Creating a table from a Parquet file:
# Schema is inferred directly from the Parquet file
ice.create_table_from_parquet(”my_namespace.table_from_parquet”, “data.parquet”)Creating a table from a CSV file:
# Schema is inferred from the CSV content
ice.create_table_from_csv(”my_namespace.table_from_csv”, “data.csv”)IceFrame supports a wide range of other file formats, including JSON, Avro, and ORC, through optional dependencies. For a full list, be sure to check the official documentation.
6. Evolving Your Table Schema
One of the standout features of Apache Iceberg is its support for safe schema evolution. You can add, drop, or rename columns without rewriting the entire table, a massive advantage for large datasets.
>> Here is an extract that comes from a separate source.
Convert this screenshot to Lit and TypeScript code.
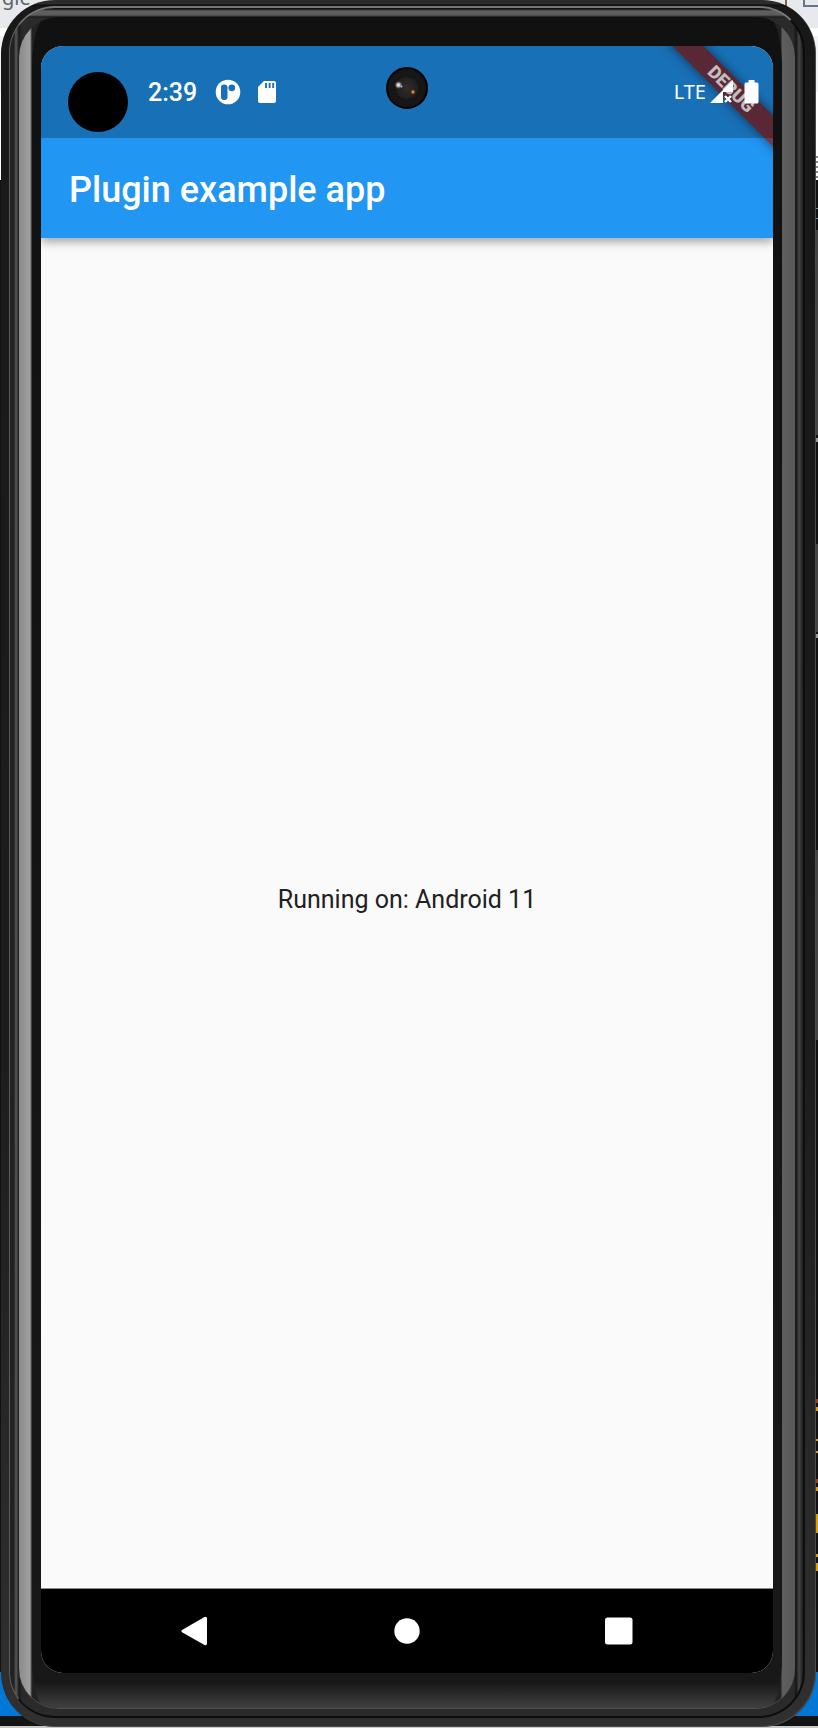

IceFrame provides a simple alter_table interface to perform these operations.
Let’s see how to perform a common evolution task: adding a new column to our products table.
# Add a new ‘stock_quantity’ column to the ‘products’ table
ice.alter_table(”products”).add_column(”stock_quantity”, “int”, doc=”Number of units in stock”)Other supported operations include drop_column and rename_column, making it easy to adapt your tables as your data requirements change over time.
7. A Glimpse into Advanced Features
IceFrame is more than just a CRUD interface for Iceberg; it’s a comprehensive toolkit. As you grow more comfortable, here are a few advanced features you might want to explore:
• Table Maintenance: Over time, tables with many small updates can suffer from the “small file problem,” which degrades query performance. IceFrame provides simple maintenance procedures like compact_data_files to optimize your tables by combining small files into larger, more efficient ones.
• Branching & Tagging: For advanced data management and quality workflows, IceFrame supports Iceberg’s branching and tagging capabilities. Branching allows you to create isolated versions of your tables for experimentation or to implement data quality patterns like Write-Audit-Publish (WAP), ensuring that consumers only see validated data.
• AI Agent: IceFrame includes a built-in AI Agent that turns natural language into action. You can ask questions like ‘Show me active products older than 30 days,’ and the agent will generate the correct IceFrame Python code to retrieve that data, helping you explore schemas, discover data, and get performance tips.
Conclusion
In this guide, we’ve covered the fundamentals of getting started with IceFrame. You’ve learned how to configure your connection, perform essential CRUD operations, run powerful queries, evolve your table schema, and even peeked at some of the library’s advanced capabilities. With its simple, Pythonic interface, IceFrame provides a comprehensive toolkit for building and managing a high-performance data lakehouse on Apache Iceberg.
Now that you have the basics, what data challenges will you solve with your Iceberg lakehouse?